◆ **BRIEF**
Output each line exactly as it appears, skipping any embedded picture.

** Start of AVAILABLE DATA **

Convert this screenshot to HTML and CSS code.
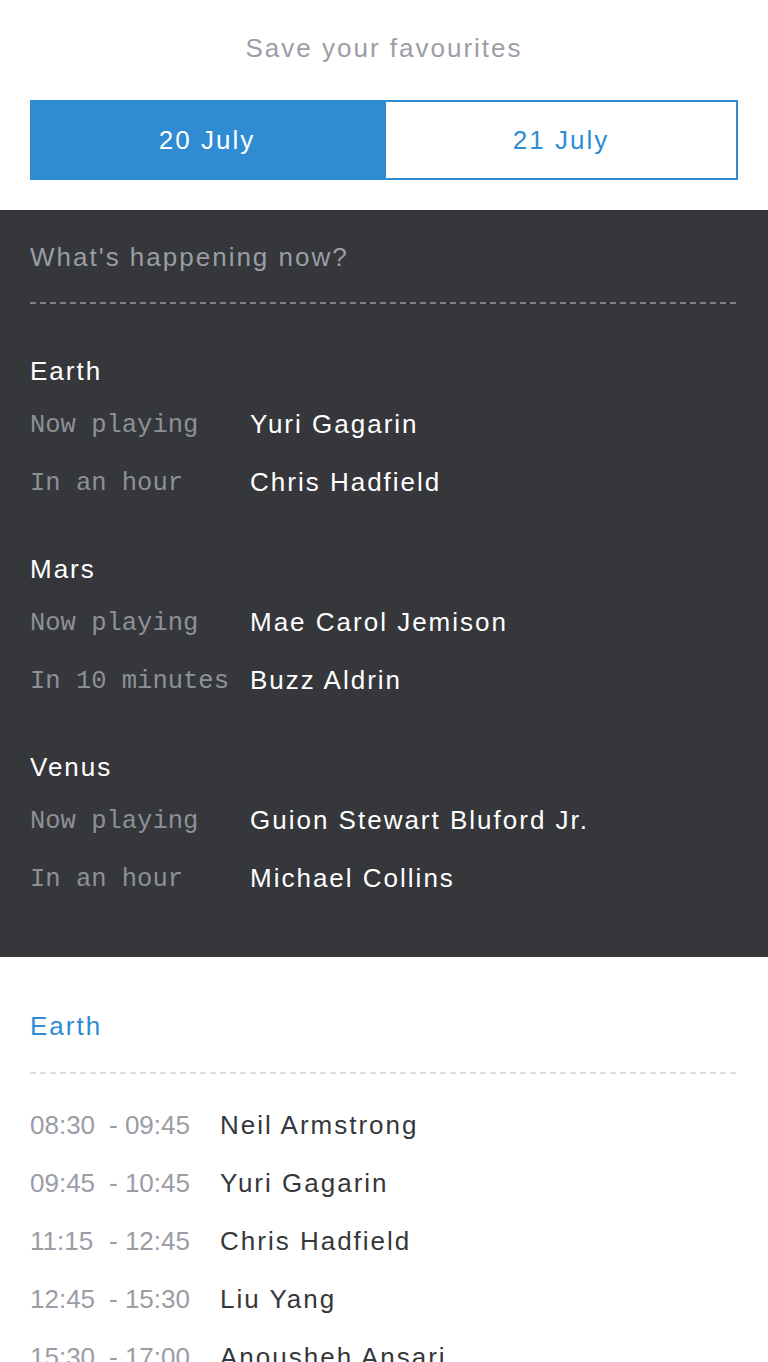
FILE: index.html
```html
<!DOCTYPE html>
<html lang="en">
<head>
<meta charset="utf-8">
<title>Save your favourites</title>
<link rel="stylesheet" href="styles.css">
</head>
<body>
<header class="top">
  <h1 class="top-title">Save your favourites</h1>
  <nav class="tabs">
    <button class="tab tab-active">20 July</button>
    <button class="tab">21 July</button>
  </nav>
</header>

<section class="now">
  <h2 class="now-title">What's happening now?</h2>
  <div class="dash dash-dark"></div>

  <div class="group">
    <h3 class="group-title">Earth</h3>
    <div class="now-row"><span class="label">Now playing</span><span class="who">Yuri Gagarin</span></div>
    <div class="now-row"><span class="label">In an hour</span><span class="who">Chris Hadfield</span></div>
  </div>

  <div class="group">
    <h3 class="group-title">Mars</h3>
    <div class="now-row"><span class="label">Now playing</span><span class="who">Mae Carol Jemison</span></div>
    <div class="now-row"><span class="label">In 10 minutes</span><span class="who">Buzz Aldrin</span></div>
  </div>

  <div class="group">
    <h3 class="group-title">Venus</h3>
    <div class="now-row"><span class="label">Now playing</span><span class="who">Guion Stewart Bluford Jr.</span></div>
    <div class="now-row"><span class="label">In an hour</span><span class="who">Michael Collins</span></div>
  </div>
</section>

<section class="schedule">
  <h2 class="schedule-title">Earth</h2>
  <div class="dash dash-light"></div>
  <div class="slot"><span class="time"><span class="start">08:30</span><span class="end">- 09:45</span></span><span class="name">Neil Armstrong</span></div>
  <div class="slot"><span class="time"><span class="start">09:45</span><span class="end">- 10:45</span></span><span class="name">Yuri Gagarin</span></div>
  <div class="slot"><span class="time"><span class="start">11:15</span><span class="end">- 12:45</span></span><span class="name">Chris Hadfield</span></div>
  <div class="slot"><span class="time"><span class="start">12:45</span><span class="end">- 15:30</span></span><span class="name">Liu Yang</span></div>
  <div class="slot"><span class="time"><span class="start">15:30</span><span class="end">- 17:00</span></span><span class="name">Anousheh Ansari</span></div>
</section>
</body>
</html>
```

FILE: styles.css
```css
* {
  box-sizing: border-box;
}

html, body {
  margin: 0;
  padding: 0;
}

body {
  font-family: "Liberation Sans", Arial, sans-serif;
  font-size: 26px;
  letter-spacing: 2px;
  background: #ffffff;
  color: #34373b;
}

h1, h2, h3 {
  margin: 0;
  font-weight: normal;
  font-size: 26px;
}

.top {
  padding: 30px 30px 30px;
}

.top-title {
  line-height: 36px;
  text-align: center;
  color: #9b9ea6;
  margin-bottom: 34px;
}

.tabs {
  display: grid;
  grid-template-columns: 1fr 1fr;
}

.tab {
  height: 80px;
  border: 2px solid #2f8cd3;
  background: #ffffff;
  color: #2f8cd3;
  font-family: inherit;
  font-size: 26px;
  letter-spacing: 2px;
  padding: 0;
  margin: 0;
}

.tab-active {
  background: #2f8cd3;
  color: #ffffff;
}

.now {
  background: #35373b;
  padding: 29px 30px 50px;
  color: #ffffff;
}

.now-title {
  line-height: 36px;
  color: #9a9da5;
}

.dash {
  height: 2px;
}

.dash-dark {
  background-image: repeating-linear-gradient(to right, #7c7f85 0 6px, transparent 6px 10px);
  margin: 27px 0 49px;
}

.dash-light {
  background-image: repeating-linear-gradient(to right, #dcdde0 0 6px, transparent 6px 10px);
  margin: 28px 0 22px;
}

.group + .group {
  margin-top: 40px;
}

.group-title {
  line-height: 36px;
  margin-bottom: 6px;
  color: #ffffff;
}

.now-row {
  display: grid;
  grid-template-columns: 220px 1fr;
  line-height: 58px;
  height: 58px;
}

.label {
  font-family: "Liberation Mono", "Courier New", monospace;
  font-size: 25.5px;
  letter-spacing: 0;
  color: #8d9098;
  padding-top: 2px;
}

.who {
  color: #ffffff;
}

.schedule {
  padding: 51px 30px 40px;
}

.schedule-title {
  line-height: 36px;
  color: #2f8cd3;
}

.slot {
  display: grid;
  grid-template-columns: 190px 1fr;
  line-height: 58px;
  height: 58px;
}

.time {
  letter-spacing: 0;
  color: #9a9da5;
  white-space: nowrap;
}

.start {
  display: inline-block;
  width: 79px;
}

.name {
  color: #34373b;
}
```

** End of AVAILABLE DATA **

◆ **FINAL ANSWER**
Convert this screenshot to HTML and CSS code.
FILE: index.html
```html
<!DOCTYPE html>
<html lang="en">
<head>
<meta charset="utf-8">
<title>Save your favourites</title>
<link rel="stylesheet" href="styles.css">
</head>
<body>
<header class="top">
  <h1 class="top-title">Save your favourites</h1>
  <nav class="tabs">
    <button class="tab tab-active">20 July</button>
    <button class="tab">21 July</button>
  </nav>
</header>

<section class="now">
  <h2 class="now-title">What's happening now?</h2>
  <div class="dash dash-dark"></div>

  <div class="group">
    <h3 class="group-title">Earth</h3>
    <div class="now-row"><span class="label">Now playing</span><span class="who">Yuri Gagarin</span></div>
    <div class="now-row"><span class="label">In an hour</span><span class="who">Chris Hadfield</span></div>
  </div>

  <div class="group">
    <h3 class="group-title">Mars</h3>
    <div class="now-row"><span class="label">Now playing</span><span class="who">Mae Carol Jemison</span></div>
    <div class="now-row"><span class="label">In 10 minutes</span><span class="who">Buzz Aldrin</span></div>
  </div>

  <div class="group">
    <h3 class="group-title">Venus</h3>
    <div class="now-row"><span class="label">Now playing</span><span class="who">Guion Stewart Bluford Jr.</span></div>
    <div class="now-row"><span class="label">In an hour</span><span class="who">Michael Collins</span></div>
  </div>
</section>

<section class="schedule">
  <h2 class="schedule-title">Earth</h2>
  <div class="dash dash-light"></div>
  <div class="slot"><span class="time"><span class="start">08:30</span><span class="end">- 09:45</span></span><span class="name">Neil Armstrong</span></div>
  <div class="slot"><span class="time"><span class="start">09:45</span><span class="end">- 10:45</span></span><span class="name">Yuri Gagarin</span></div>
  <div class="slot"><span class="time"><span class="start">11:15</span><span class="end">- 12:45</span></span><span class="name">Chris Hadfield</span></div>
  <div class="slot"><span class="time"><span class="start">12:45</span><span class="end">- 15:30</span></span><span class="name">Liu Yang</span></div>
  <div class="slot"><span class="time"><span class="start">15:30</span><span class="end">- 17:00</span></span><span class="name">Anousheh Ansari</span></div>
</section>
</body>
</html>
```

FILE: styles.css
```css
* {
  box-sizing: border-box;
}

html, body {
  margin: 0;
  padding: 0;
}

body {
  font-family: "Liberation Sans", Arial, sans-serif;
  font-size: 26px;
  letter-spacing: 2px;
  background: #ffffff;
  color: #34373b;
}

h1, h2, h3 {
  margin: 0;
  font-weight: normal;
  font-size: 26px;
}

.top {
  padding: 30px 30px 30px;
}

.top-title {
  line-height: 36px;
  text-align: center;
  color: #9b9ea6;
  margin-bottom: 34px;
}

.tabs {
  display: grid;
  grid-template-columns: 1fr 1fr;
}

.tab {
  height: 80px;
  border: 2px solid #2f8cd3;
  background: #ffffff;
  color: #2f8cd3;
  font-family: inherit;
  font-size: 26px;
  letter-spacing: 2px;
  padding: 0;
  margin: 0;
}

.tab-active {
  background: #2f8cd3;
  color: #ffffff;
}

.now {
  background: #35373b;
  padding: 29px 30px 50px;
  color: #ffffff;
}

.now-title {
  line-height: 36px;
  color: #9a9da5;
}

.dash {
  height: 2px;
}

.dash-dark {
  background-image: repeating-linear-gradient(to right, #7c7f85 0 6px, transparent 6px 10px);
  margin: 27px 0 49px;
}

.dash-light {
  background-image: repeating-linear-gradient(to right, #dcdde0 0 6px, transparent 6px 10px);
  margin: 28px 0 22px;
}

.group + .group {
  margin-top: 40px;
}

.group-title {
  line-height: 36px;
  margin-bottom: 6px;
  color: #ffffff;
}

.now-row {
  display: grid;
  grid-template-columns: 220px 1fr;
  line-height: 58px;
  height: 58px;
}

.label {
  font-family: "Liberation Mono", "Courier New", monospace;
  font-size: 25.5px;
  letter-spacing: 0;
  color: #8d9098;
  padding-top: 2px;
}

.who {
  color: #ffffff;
}

.schedule {
  padding: 51px 30px 40px;
}

.schedule-title {
  line-height: 36px;
  color: #2f8cd3;
}

.slot {
  display: grid;
  grid-template-columns: 190px 1fr;
  line-height: 58px;
  height: 58px;
}

.time {
  letter-spacing: 0;
  color: #9a9da5;
  white-space: nowrap;
}

.start {
  display: inline-block;
  width: 79px;
}

.name {
  color: #34373b;
}
```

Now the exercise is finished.